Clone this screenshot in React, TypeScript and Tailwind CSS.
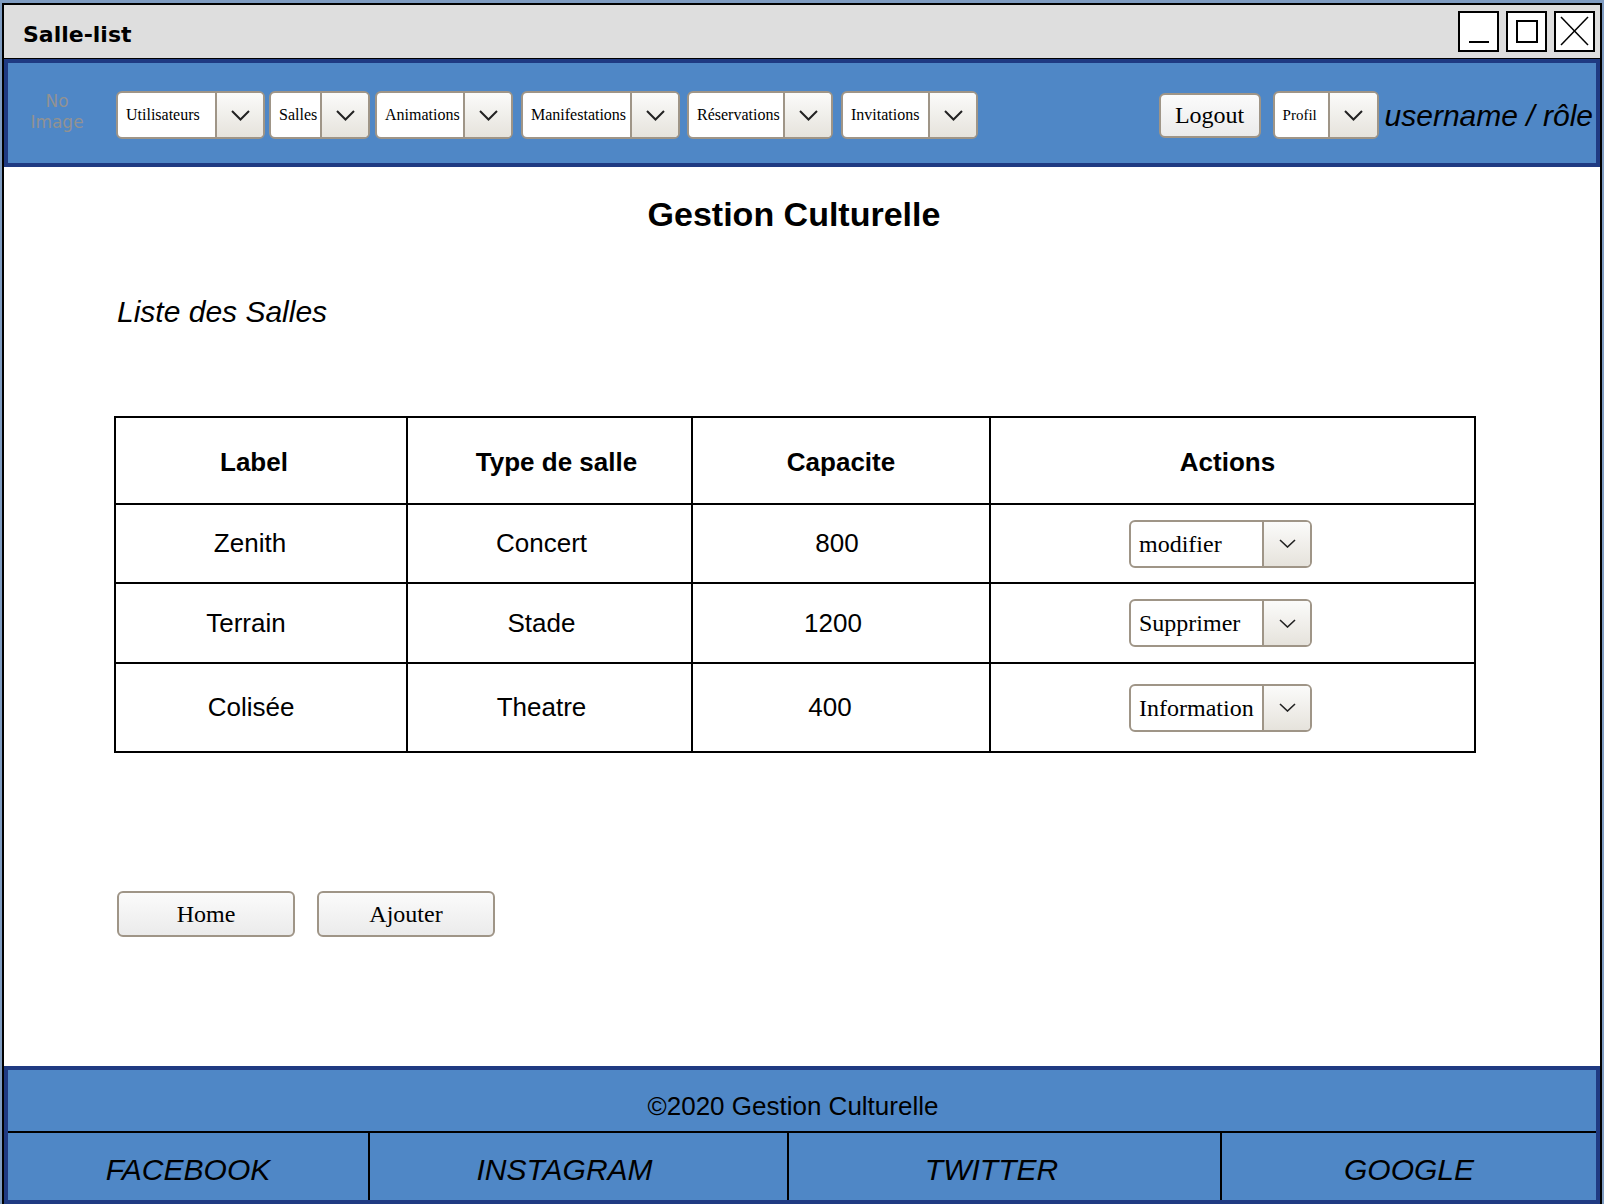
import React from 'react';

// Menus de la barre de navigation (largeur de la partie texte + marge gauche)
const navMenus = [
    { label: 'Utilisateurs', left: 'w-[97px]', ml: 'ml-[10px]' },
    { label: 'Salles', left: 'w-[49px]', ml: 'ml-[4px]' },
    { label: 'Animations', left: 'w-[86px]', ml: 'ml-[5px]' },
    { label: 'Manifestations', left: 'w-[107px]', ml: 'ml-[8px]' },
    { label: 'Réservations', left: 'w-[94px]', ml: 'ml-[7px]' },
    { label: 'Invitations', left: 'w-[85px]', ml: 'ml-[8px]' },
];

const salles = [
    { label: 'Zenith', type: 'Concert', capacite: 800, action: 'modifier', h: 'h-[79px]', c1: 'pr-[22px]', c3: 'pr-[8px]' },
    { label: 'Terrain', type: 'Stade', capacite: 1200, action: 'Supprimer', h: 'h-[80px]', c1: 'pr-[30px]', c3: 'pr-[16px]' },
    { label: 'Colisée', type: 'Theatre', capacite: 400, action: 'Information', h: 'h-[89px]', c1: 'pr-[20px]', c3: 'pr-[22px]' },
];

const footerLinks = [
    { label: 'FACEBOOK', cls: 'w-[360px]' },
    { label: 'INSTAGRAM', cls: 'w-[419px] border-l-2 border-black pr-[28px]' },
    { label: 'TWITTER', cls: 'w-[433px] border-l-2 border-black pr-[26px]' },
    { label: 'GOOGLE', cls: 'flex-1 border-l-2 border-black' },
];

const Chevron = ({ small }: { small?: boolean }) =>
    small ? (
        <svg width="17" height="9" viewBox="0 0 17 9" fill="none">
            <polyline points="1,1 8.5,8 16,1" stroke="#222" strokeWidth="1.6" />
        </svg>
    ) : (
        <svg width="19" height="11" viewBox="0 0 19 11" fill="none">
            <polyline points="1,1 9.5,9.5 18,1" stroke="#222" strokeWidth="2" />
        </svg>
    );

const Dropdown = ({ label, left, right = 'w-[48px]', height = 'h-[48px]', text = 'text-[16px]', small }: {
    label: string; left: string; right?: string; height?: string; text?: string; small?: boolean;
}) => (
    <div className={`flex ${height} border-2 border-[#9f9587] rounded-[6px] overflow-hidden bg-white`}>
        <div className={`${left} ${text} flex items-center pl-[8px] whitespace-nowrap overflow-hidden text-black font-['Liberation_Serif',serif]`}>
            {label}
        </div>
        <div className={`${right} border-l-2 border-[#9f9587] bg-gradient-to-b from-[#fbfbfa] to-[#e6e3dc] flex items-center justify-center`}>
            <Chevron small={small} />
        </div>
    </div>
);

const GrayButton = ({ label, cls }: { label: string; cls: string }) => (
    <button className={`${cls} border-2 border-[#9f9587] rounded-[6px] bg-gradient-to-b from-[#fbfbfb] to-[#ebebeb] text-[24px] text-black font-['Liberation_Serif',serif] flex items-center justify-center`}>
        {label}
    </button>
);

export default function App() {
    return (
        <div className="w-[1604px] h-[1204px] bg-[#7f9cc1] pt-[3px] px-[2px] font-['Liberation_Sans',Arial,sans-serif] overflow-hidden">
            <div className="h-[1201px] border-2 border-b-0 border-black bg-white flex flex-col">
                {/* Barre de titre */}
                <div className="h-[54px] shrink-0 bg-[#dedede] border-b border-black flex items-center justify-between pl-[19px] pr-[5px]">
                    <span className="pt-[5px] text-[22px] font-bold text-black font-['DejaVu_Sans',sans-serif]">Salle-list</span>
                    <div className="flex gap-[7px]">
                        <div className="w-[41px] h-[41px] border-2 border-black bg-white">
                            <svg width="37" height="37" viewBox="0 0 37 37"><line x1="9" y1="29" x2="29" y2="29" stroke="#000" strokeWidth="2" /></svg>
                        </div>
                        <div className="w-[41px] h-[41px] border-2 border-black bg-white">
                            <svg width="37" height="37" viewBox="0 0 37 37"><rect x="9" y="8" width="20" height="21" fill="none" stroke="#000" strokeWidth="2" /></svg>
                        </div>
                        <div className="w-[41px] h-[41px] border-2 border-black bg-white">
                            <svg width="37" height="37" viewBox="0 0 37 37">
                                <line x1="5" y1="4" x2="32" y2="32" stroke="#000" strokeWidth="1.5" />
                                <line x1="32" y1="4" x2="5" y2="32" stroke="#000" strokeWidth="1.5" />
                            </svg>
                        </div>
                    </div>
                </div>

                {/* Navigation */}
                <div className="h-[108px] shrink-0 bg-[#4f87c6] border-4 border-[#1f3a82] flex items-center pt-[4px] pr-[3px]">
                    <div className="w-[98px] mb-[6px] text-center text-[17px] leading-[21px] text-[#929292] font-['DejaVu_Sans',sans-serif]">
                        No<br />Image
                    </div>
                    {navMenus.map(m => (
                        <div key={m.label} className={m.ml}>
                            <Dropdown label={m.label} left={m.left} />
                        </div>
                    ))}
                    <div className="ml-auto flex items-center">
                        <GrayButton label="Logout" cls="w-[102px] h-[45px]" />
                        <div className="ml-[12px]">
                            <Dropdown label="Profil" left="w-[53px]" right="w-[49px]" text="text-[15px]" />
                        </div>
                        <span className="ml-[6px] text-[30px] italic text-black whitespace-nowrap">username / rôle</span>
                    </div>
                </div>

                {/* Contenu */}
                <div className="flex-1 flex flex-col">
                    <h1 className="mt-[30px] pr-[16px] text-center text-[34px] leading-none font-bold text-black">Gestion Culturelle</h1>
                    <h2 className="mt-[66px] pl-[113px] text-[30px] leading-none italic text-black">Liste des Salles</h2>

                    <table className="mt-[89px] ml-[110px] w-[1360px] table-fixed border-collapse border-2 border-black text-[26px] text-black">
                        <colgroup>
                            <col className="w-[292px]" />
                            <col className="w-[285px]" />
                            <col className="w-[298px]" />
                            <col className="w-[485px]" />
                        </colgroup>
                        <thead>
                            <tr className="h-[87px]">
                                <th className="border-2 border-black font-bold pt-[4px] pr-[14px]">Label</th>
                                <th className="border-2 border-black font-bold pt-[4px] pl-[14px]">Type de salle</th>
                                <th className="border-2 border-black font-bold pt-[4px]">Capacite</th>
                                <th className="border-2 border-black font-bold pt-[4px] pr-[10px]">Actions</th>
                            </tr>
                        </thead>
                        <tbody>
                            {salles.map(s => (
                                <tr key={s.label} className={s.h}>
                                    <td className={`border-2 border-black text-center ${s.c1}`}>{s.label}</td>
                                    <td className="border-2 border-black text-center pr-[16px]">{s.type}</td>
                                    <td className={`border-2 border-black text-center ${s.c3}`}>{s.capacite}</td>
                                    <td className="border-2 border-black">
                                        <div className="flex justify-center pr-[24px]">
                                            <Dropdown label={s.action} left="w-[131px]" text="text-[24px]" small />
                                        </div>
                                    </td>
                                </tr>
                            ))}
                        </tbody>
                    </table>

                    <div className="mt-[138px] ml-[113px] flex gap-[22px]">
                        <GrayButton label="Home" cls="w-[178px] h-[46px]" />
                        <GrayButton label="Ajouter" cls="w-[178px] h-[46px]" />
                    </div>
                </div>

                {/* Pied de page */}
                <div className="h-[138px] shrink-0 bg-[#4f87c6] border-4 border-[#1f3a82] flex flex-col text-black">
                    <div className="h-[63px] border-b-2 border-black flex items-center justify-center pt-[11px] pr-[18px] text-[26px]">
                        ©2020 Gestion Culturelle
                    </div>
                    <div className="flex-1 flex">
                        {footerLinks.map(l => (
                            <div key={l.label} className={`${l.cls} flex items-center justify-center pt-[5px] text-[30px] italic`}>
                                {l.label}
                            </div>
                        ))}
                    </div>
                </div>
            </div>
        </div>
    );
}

Work to complete: Restate the data word for word from its first line through the line with "import React from 'react';", leaving out any picture along the way.

Answer for the task:
Clone this screenshot in React, TypeScript and Tailwind CSS.
import React from 'react';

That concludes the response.